- [Data for the task]
-- start --

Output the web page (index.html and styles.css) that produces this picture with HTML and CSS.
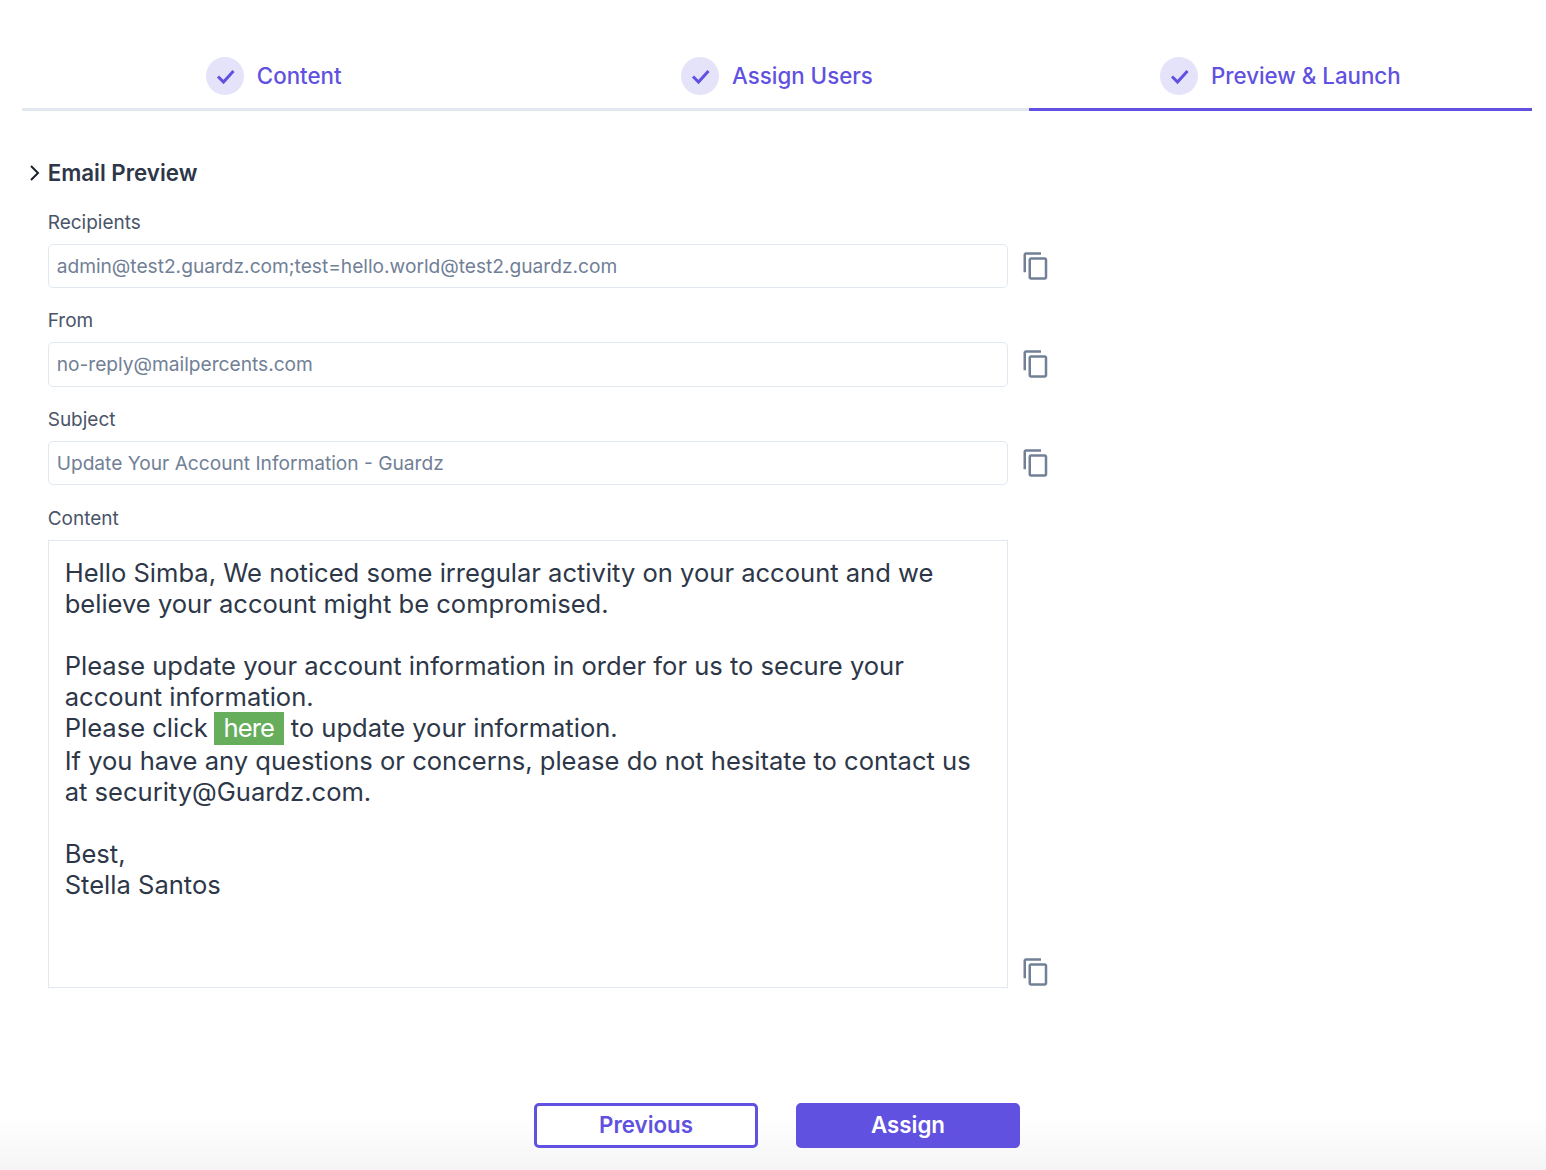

-- end --
-- start --

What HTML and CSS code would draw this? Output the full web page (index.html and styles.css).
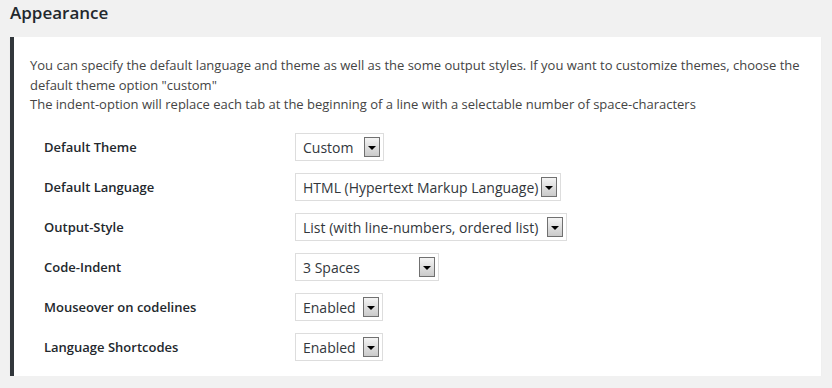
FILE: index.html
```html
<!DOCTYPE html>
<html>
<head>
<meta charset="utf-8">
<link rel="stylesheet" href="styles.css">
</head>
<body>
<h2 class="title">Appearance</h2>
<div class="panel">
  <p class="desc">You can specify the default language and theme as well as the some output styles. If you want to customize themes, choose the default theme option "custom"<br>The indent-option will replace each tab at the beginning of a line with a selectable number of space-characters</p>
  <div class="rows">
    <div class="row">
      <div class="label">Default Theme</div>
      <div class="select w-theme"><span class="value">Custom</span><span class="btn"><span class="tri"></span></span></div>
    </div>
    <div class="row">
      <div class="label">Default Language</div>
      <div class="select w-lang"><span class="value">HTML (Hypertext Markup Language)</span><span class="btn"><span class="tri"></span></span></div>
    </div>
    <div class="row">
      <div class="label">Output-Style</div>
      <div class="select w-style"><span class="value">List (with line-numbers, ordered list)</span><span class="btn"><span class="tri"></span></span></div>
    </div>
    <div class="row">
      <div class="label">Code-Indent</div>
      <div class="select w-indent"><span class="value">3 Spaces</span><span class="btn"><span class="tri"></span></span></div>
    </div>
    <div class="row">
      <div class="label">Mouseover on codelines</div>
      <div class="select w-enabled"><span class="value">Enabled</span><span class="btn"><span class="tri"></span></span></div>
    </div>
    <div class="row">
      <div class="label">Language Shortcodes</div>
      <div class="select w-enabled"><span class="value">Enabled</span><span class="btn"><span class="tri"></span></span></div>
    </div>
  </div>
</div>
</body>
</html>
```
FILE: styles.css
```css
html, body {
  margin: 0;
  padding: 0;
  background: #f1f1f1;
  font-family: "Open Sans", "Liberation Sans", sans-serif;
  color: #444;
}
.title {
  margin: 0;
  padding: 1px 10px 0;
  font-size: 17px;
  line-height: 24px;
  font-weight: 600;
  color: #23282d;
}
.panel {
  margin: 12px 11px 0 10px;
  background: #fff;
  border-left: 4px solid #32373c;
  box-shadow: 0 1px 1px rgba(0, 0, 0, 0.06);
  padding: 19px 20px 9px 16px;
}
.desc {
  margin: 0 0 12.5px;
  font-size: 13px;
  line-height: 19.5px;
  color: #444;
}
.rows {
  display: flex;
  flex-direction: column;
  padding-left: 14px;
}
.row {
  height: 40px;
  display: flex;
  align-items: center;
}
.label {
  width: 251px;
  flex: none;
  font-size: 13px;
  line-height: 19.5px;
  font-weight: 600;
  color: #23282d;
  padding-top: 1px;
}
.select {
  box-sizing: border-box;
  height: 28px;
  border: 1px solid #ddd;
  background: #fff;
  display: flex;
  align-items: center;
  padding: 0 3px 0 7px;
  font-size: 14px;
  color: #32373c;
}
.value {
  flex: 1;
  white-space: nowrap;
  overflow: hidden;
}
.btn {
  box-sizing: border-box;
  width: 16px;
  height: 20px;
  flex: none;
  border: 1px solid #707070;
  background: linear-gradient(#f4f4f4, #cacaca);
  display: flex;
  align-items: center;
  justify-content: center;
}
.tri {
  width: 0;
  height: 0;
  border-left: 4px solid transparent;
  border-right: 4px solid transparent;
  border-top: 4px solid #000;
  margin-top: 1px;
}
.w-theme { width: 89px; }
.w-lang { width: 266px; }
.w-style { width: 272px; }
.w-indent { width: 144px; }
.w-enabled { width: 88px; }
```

-- end --
-- start --

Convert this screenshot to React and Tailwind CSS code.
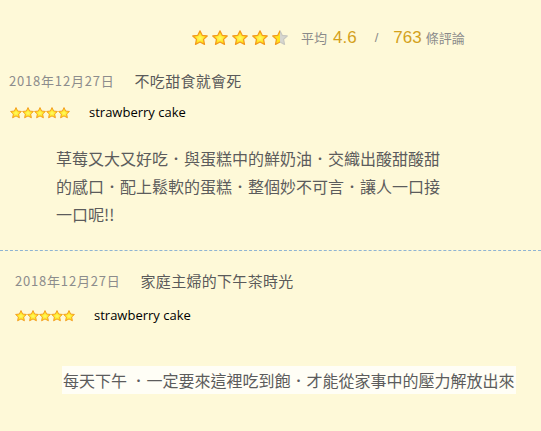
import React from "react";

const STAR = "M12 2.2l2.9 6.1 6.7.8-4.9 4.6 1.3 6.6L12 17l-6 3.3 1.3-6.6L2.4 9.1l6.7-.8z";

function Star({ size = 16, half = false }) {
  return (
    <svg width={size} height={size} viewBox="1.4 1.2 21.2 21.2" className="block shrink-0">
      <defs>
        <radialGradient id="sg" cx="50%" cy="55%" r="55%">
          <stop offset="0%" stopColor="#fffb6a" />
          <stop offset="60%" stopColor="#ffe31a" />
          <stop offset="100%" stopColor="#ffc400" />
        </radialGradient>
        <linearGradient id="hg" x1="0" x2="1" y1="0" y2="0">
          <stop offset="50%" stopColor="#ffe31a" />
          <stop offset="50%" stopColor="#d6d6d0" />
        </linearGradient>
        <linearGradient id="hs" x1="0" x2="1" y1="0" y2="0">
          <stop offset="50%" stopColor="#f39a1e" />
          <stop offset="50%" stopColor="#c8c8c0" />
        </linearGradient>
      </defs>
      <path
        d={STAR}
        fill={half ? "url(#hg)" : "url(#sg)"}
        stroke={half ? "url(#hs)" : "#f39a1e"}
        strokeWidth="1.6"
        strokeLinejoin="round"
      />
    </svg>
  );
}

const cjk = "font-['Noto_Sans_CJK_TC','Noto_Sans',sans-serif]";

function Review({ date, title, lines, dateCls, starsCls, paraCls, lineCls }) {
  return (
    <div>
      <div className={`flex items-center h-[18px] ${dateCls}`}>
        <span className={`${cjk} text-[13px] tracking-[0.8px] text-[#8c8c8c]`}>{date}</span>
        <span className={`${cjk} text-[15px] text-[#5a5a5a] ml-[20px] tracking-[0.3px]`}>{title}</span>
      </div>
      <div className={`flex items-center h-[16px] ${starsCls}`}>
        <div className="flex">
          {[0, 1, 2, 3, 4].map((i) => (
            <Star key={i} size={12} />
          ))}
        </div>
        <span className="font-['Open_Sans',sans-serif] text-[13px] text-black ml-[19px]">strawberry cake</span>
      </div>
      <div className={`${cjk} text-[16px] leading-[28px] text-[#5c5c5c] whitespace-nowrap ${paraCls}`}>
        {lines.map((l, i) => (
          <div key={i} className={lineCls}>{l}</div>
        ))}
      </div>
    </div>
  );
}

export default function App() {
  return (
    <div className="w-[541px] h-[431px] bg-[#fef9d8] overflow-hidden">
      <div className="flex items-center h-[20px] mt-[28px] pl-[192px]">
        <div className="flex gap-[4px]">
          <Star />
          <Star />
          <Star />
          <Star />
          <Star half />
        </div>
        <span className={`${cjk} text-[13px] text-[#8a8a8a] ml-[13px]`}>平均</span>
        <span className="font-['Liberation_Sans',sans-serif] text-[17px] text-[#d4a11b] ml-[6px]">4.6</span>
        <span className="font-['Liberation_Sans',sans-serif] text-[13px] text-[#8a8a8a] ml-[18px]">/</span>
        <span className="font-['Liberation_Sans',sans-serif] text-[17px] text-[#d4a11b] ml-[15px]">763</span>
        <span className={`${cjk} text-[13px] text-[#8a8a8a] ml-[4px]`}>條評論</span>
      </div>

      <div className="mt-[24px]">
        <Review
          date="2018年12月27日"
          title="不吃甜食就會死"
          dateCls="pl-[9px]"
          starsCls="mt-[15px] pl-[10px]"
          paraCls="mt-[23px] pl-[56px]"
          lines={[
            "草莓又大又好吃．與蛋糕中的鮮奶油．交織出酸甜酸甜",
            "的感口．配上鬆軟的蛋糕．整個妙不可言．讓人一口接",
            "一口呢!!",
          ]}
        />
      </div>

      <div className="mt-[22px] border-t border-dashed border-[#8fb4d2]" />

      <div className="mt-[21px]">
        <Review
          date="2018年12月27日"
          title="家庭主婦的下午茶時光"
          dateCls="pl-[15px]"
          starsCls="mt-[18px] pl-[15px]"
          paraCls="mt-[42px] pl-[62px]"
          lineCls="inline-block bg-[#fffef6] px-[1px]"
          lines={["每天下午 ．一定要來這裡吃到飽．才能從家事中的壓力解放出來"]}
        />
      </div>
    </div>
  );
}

-- end --

- [Task description]
Output exactly the lines above, from the line with "Convert this screenshot" to the line with "2.2l2.9 6.1 6.7.8-4.9", both included; skip the pictures.

- [Answer to the problem]
Convert this screenshot to React and Tailwind CSS code.
import React from "react";

const STAR = "M12 2.2l2.9 6.1 6.7.8-4.9 4.6 1.3 6.6L12 17l-6 3.3 1.3-6.6L2.4 9.1l6.7-.8z";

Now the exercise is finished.